Reproduce the listing below in full and without alteration, apart from its pictures.

------------------------------------------------------------------------

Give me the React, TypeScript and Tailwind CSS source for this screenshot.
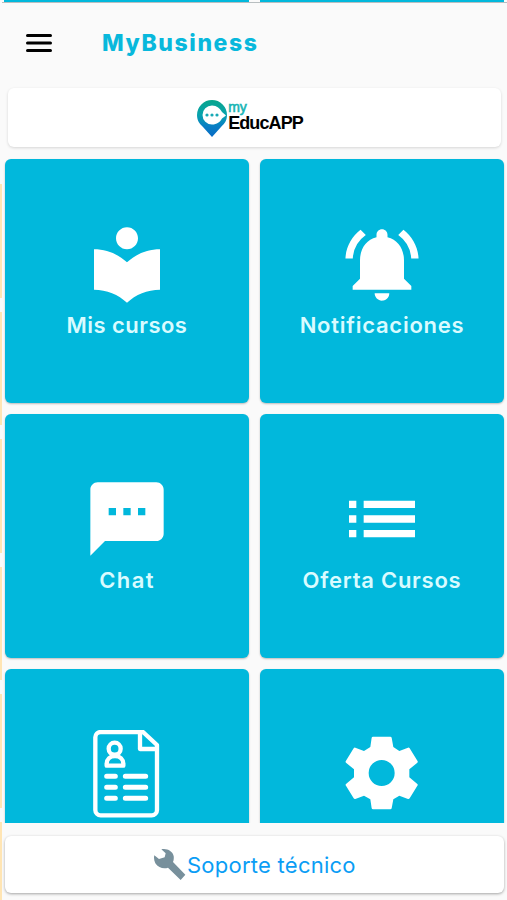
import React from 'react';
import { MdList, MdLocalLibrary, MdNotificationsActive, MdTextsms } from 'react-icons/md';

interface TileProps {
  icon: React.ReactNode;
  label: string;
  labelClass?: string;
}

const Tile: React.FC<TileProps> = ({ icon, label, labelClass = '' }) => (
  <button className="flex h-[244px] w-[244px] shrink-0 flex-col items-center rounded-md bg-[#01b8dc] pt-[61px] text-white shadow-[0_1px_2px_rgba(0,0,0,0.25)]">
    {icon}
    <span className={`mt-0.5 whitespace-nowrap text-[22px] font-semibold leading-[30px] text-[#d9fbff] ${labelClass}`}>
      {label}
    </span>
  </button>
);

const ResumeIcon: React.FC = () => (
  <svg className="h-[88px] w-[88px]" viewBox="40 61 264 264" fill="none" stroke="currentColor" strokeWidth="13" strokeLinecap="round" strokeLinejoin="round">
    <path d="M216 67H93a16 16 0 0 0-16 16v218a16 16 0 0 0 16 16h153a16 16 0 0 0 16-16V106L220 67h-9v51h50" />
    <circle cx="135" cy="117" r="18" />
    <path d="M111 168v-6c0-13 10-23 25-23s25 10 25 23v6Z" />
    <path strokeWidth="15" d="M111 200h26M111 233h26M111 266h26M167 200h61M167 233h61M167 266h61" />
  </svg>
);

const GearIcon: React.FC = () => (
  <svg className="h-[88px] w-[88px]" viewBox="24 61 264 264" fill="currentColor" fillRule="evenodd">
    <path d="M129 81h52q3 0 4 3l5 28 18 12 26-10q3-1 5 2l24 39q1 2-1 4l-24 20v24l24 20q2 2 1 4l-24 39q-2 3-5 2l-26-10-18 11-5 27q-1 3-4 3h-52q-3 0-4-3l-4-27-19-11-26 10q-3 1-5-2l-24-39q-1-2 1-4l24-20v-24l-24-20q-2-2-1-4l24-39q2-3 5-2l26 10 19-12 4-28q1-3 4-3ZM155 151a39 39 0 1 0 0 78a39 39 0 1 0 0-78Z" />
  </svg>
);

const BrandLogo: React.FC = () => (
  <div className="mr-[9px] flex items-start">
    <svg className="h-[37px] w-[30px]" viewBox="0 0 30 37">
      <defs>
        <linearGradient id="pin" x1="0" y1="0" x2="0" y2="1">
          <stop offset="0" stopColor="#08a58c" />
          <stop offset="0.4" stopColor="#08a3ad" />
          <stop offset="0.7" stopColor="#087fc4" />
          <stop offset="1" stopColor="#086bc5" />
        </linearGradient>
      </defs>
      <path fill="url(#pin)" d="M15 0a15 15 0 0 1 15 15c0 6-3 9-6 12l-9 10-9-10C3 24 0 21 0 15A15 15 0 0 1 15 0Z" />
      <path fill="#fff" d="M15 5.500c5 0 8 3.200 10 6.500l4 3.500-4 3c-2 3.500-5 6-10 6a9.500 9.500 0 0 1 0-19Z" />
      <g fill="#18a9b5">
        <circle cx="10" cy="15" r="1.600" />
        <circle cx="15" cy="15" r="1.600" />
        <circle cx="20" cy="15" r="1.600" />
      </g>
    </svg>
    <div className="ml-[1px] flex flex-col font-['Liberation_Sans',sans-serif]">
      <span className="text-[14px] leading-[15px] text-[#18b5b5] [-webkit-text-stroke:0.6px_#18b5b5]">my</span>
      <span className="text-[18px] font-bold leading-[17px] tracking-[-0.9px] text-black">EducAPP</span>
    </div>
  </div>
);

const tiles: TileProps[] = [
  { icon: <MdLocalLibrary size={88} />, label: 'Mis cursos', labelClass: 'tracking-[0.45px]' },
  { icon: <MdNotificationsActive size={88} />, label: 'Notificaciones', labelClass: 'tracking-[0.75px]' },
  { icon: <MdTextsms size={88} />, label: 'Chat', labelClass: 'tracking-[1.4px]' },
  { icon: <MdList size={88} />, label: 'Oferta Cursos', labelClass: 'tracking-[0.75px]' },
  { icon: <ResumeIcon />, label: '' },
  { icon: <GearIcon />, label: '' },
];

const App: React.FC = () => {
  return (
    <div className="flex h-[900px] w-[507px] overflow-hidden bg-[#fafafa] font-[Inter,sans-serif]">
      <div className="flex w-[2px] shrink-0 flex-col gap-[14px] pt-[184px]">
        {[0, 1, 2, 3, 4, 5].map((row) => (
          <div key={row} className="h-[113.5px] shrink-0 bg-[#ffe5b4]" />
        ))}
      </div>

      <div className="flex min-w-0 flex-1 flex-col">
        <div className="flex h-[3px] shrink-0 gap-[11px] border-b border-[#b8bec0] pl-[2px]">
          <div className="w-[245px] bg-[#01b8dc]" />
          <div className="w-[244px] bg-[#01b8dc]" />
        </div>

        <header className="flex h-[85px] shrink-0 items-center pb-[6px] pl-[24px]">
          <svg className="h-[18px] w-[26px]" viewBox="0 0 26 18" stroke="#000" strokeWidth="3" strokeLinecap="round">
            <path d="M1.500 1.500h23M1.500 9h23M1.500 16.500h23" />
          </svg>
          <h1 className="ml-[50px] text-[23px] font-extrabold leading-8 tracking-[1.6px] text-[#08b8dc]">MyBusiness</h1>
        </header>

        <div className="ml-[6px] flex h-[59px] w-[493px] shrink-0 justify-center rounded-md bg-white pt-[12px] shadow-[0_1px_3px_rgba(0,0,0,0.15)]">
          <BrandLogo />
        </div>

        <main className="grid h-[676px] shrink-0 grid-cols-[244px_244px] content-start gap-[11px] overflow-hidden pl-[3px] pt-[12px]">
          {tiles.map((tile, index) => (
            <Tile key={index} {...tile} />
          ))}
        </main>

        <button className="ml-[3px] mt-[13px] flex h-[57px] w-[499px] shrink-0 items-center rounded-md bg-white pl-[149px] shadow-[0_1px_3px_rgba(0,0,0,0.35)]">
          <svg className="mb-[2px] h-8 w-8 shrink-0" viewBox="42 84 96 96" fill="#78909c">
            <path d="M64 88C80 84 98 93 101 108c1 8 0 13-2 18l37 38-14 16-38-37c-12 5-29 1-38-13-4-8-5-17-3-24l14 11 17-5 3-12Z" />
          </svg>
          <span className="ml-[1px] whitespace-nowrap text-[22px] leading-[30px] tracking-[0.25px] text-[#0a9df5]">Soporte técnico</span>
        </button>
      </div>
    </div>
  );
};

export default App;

------------------------------------------------------------------------

COMPLETE OUTPUT:
Give me the React, TypeScript and Tailwind CSS source for this screenshot.
import React from 'react';
import { MdList, MdLocalLibrary, MdNotificationsActive, MdTextsms } from 'react-icons/md';

interface TileProps {
  icon: React.ReactNode;
  label: string;
  labelClass?: string;
}

const Tile: React.FC<TileProps> = ({ icon, label, labelClass = '' }) => (
  <button className="flex h-[244px] w-[244px] shrink-0 flex-col items-center rounded-md bg-[#01b8dc] pt-[61px] text-white shadow-[0_1px_2px_rgba(0,0,0,0.25)]">
    {icon}
    <span className={`mt-0.5 whitespace-nowrap text-[22px] font-semibold leading-[30px] text-[#d9fbff] ${labelClass}`}>
      {label}
    </span>
  </button>
);

const ResumeIcon: React.FC = () => (
  <svg className="h-[88px] w-[88px]" viewBox="40 61 264 264" fill="none" stroke="currentColor" strokeWidth="13" strokeLinecap="round" strokeLinejoin="round">
    <path d="M216 67H93a16 16 0 0 0-16 16v218a16 16 0 0 0 16 16h153a16 16 0 0 0 16-16V106L220 67h-9v51h50" />
    <circle cx="135" cy="117" r="18" />
    <path d="M111 168v-6c0-13 10-23 25-23s25 10 25 23v6Z" />
    <path strokeWidth="15" d="M111 200h26M111 233h26M111 266h26M167 200h61M167 233h61M167 266h61" />
  </svg>
);

const GearIcon: React.FC = () => (
  <svg className="h-[88px] w-[88px]" viewBox="24 61 264 264" fill="currentColor" fillRule="evenodd">
    <path d="M129 81h52q3 0 4 3l5 28 18 12 26-10q3-1 5 2l24 39q1 2-1 4l-24 20v24l24 20q2 2 1 4l-24 39q-2 3-5 2l-26-10-18 11-5 27q-1 3-4 3h-52q-3 0-4-3l-4-27-19-11-26 10q-3 1-5-2l-24-39q-1-2 1-4l24-20v-24l-24-20q-2-2-1-4l24-39q2-3 5-2l26 10 19-12 4-28q1-3 4-3ZM155 151a39 39 0 1 0 0 78a39 39 0 1 0 0-78Z" />
  </svg>
);

const BrandLogo: React.FC = () => (
  <div className="mr-[9px] flex items-start">
    <svg className="h-[37px] w-[30px]" viewBox="0 0 30 37">
      <defs>
        <linearGradient id="pin" x1="0" y1="0" x2="0" y2="1">
          <stop offset="0" stopColor="#08a58c" />
          <stop offset="0.4" stopColor="#08a3ad" />
          <stop offset="0.7" stopColor="#087fc4" />
          <stop offset="1" stopColor="#086bc5" />
        </linearGradient>
      </defs>
      <path fill="url(#pin)" d="M15 0a15 15 0 0 1 15 15c0 6-3 9-6 12l-9 10-9-10C3 24 0 21 0 15A15 15 0 0 1 15 0Z" />
      <path fill="#fff" d="M15 5.500c5 0 8 3.200 10 6.500l4 3.500-4 3c-2 3.500-5 6-10 6a9.500 9.500 0 0 1 0-19Z" />
      <g fill="#18a9b5">
        <circle cx="10" cy="15" r="1.600" />
        <circle cx="15" cy="15" r="1.600" />
        <circle cx="20" cy="15" r="1.600" />
      </g>
    </svg>
    <div className="ml-[1px] flex flex-col font-['Liberation_Sans',sans-serif]">
      <span className="text-[14px] leading-[15px] text-[#18b5b5] [-webkit-text-stroke:0.6px_#18b5b5]">my</span>
      <span className="text-[18px] font-bold leading-[17px] tracking-[-0.9px] text-black">EducAPP</span>
    </div>
  </div>
);

const tiles: TileProps[] = [
  { icon: <MdLocalLibrary size={88} />, label: 'Mis cursos', labelClass: 'tracking-[0.45px]' },
  { icon: <MdNotificationsActive size={88} />, label: 'Notificaciones', labelClass: 'tracking-[0.75px]' },
  { icon: <MdTextsms size={88} />, label: 'Chat', labelClass: 'tracking-[1.4px]' },
  { icon: <MdList size={88} />, label: 'Oferta Cursos', labelClass: 'tracking-[0.75px]' },
  { icon: <ResumeIcon />, label: '' },
  { icon: <GearIcon />, label: '' },
];

const App: React.FC = () => {
  return (
    <div className="flex h-[900px] w-[507px] overflow-hidden bg-[#fafafa] font-[Inter,sans-serif]">
      <div className="flex w-[2px] shrink-0 flex-col gap-[14px] pt-[184px]">
        {[0, 1, 2, 3, 4, 5].map((row) => (
          <div key={row} className="h-[113.5px] shrink-0 bg-[#ffe5b4]" />
        ))}
      </div>

      <div className="flex min-w-0 flex-1 flex-col">
        <div className="flex h-[3px] shrink-0 gap-[11px] border-b border-[#b8bec0] pl-[2px]">
          <div className="w-[245px] bg-[#01b8dc]" />
          <div className="w-[244px] bg-[#01b8dc]" />
        </div>

        <header className="flex h-[85px] shrink-0 items-center pb-[6px] pl-[24px]">
          <svg className="h-[18px] w-[26px]" viewBox="0 0 26 18" stroke="#000" strokeWidth="3" strokeLinecap="round">
            <path d="M1.500 1.500h23M1.500 9h23M1.500 16.500h23" />
          </svg>
          <h1 className="ml-[50px] text-[23px] font-extrabold leading-8 tracking-[1.6px] text-[#08b8dc]">MyBusiness</h1>
        </header>

        <div className="ml-[6px] flex h-[59px] w-[493px] shrink-0 justify-center rounded-md bg-white pt-[12px] shadow-[0_1px_3px_rgba(0,0,0,0.15)]">
          <BrandLogo />
        </div>

        <main className="grid h-[676px] shrink-0 grid-cols-[244px_244px] content-start gap-[11px] overflow-hidden pl-[3px] pt-[12px]">
          {tiles.map((tile, index) => (
            <Tile key={index} {...tile} />
          ))}
        </main>

        <button className="ml-[3px] mt-[13px] flex h-[57px] w-[499px] shrink-0 items-center rounded-md bg-white pl-[149px] shadow-[0_1px_3px_rgba(0,0,0,0.35)]">
          <svg className="mb-[2px] h-8 w-8 shrink-0" viewBox="42 84 96 96" fill="#78909c">
            <path d="M64 88C80 84 98 93 101 108c1 8 0 13-2 18l37 38-14 16-38-37c-12 5-29 1-38-13-4-8-5-17-3-24l14 11 17-5 3-12Z" />
          </svg>
          <span className="ml-[1px] whitespace-nowrap text-[22px] leading-[30px] tracking-[0.25px] text-[#0a9df5]">Soporte técnico</span>
        </button>
      </div>
    </div>
  );
};

export default App;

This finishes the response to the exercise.